# ZIP LURE? Does it work?



## quackattack (Sep 27, 2003)

I have seen numerous ads on television for the zip lure. You are suppose to be able to catch any kind of fish from perch/crappie to muskie/sturgeon on them. So I asked for them for Christmas and got the kit that comes with like 9 of them and a thing to make them glow in the dark. used them last weekend ice fising with and without bait and without bait they would come off the bottom right next to the hook but wouldnt hit becase i was watching it on the vexilar but when i put bait on they wouldnt even come off the bottom for it. Any one else fished this lure? want some input on it; does it really work?


----------



## bobh2000 (Mar 30, 2004)

I have used blade lures since spring 2 years ago and find that in general they are a good lure. They aren't magic and won't work everyday and having the proper rod action matters.
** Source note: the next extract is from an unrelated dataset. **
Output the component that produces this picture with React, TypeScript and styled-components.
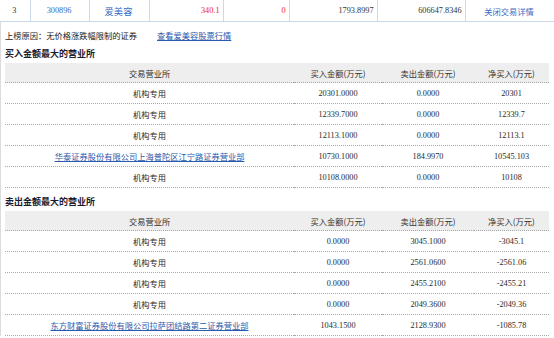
import React from "react";
import styled, { createGlobalStyle } from "styled-components";

const Global = createGlobalStyle`
  html, body { margin: 0; padding: 0; background: #fff; }
  body {
    font-family: "Liberation Serif", "Noto Sans CJK SC", serif;
    font-size: 8.25px;
    color: #2a2a2a;
    overflow: hidden;
  }
`;

const CJK = `"Noto Sans CJK SC", sans-serif`;

const Page = styled.div`
  width: 554px;
  height: 338px;
  overflow: hidden;
`;

const Col = styled.col<{ $w: number }>`
  width: ${(p) => p.$w}px;
`;

const SummaryTable = styled.table`
  width: 554px;
  border-collapse: collapse;
  table-layout: fixed;
`;

const SummaryCell = styled.td<{ $right?: boolean; $tone?: "red" | "link" | "plain"; $cjk?: boolean; $big?: boolean }>`
  height: 21px;
  padding: 0 3px 0 2px;
  border-bottom: 1px solid #c9d9e8;
  border-right: 1px solid #c9d9e8;
  text-align: ${(p) => (p.$right ? "right" : "center")};
  color: ${(p) => (p.$tone === "red" ? "#f01e1e" : p.$tone === "link" ? "#3d6bc2" : "#333")};
  font-family: ${(p) => (p.$cjk ? CJK : "inherit")};
  font-size: ${(p) => (p.$big ? "9.3px" : "inherit")};
  white-space: nowrap;
`;

const Body = styled.div`
  border-left: 1px solid #dcdcdc;
  padding: 3px 0 0 4px;
`;

const Reason = styled.div`
  display: flex;
  align-items: center;
  height: 19px;
  gap: 20px;
  font-family: ${CJK};
  color: #222;
`;

const Link = styled.a`
  color: #2a5aad;
  text-decoration: underline;
  cursor: pointer;
`;

const SectionTitle = styled.div<{ $gap?: number }>`
  height: 18px;
  line-height: 18px;
  margin-top: ${(p) => p.$gap || 0}px;
  font-family: ${CJK};
  font-weight: bold;
  font-size: 9px;
  color: #1c1c30;
`;

const DealTable = styled.table`
  width: 544px;
  border-collapse: separate;
  border-spacing: 0;
  table-layout: fixed;
`;

const HeadCell = styled.th`
  height: 19px;
  padding: 0;
  background: #eeeeee;
  border-bottom: 1px dotted #a8a8a8;
  font-family: ${CJK};
  font-weight: normal;
  color: #333;
  text-align: center;
`;

const Cell = styled.td<{ $cjk?: boolean }>`
  height: 20px;
  padding: 0;
  border-bottom: 1px dotted #a8a8a8;
  text-align: center;
  color: #2a2a2a;
  white-space: nowrap;
  font-family: ${(p) => (p.$cjk ? CJK : "inherit")};
`;

type Row = { name: string; link?: boolean; buy: string; sell: string; net: string };

const buyRows: Row[] = [
  { name: "机构专用", buy: "20301.0000", sell: "0.0000", net: "20301" },
  { name: "机构专用", buy: "12339.7000", sell: "0.0000", net: "12339.7" },
  { name: "机构专用", buy: "12113.1000", sell: "0.0000", net: "12113.1" },
  { name: "华泰证券股份有限公司上海普陀区江宁路证券营业部", link: true, buy: "10730.1000", sell: "184.9970", net: "10545.103" },
  { name: "机构专用", buy: "10108.0000", sell: "0.0000", net: "10108" },
];

const sellRows: Row[] = [
  { name: "机构专用", buy: "0.0000", sell: "3045.1000", net: "-3045.1" },
  { name: "机构专用", buy: "0.0000", sell: "2561.0600", net: "-2561.06" },
  { name: "机构专用", buy: "0.0000", sell: "2455.2100", net: "-2455.21" },
  { name: "机构专用", buy: "0.0000", sell: "2049.3600", net: "-2049.36" },
  { name: "东方财富证券股份有限公司拉萨团结路第二证券营业部", link: true, buy: "1043.1500", sell: "2128.9300", net: "-1085.78" },
];

const dealWidths = [289, 88, 92, 75];
const summaryWidths = [30, 59, 60, 74, 66, 88, 88, 89];

const Deals: React.FC<{ rows: Row[] }> = ({ rows }) => (
  <DealTable>
    <colgroup>
      {dealWidths.map((w, i) => (
        <Col key={i} $w={w} />
      ))}
    </colgroup>
    <thead>
      <tr>
        <HeadCell>交易营业所</HeadCell>
        <HeadCell>买入金额(万元)</HeadCell>
        <HeadCell>卖出金额(万元)</HeadCell>
        <HeadCell>净买入(万元)</HeadCell>
      </tr>
    </thead>
    <tbody>
      {rows.map((r, i) => (
        <tr key={i}>
          <Cell $cjk>{r.link ? <Link>{r.name}</Link> : r.name}</Cell>
          <Cell>{r.buy}</Cell>
          <Cell>{r.sell}</Cell>
          <Cell>{r.net}</Cell>
        </tr>
      ))}
    </tbody>
  </DealTable>
);

export default function App() {
  return (
    <Page>
      <Global />
      <SummaryTable>
        <colgroup>
          {summaryWidths.map((w, i) => (
            <Col key={i} $w={w} />
          ))}
        </colgroup>
        <tbody>
          <tr>
            <SummaryCell>3</SummaryCell>
            <SummaryCell $tone="link">300896</SummaryCell>
            <SummaryCell $tone="link" $cjk $big>爱美容</SummaryCell>
            <SummaryCell $right $tone="red">340.1</SummaryCell>
            <SummaryCell $right $tone="red">0</SummaryCell>
            <SummaryCell $right>1793.8997</SummaryCell>
            <SummaryCell $right>606647.8346</SummaryCell>
            <SummaryCell $tone="link" $cjk>关闭交易详情</SummaryCell>
          </tr>
        </tbody>
      </SummaryTable>
      <Body>
        <Reason>
          <span>上榜原因：无价格涨跌幅限制的证券</span>
          <Link>查看爱美容股票行情</Link>
        </Reason>
        <SectionTitle $gap={1}>买入金额最大的营业所</SectionTitle>
        <Deals rows={buyRows} />
        <SectionTitle $gap={5}>卖出金额最大的营业所</SectionTitle>
        <Deals rows={sellRows} />
      </Body>
    </Page>
  );
}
I used a Cicada (another brand of blade) and nailed perch one right after another over weeds in the fall. The first blade I ever used was homemade by someone and nickel plated and it killed walleye on the lake Erie reefs in the spring. It's a real common lure for spring walleye on Lake Erie.

As far as what kind you use, the only real big difference is in the Cicada. It has a curve in the blade that makes it kind of loop when it flutters. From my experience the looping action is the difference when the bite is tougher to come by. Otherwise the only dif in any of them is the paint job and whether you have a choice of three holes or one to tie on to.

Hope this helps. Good luck.


----------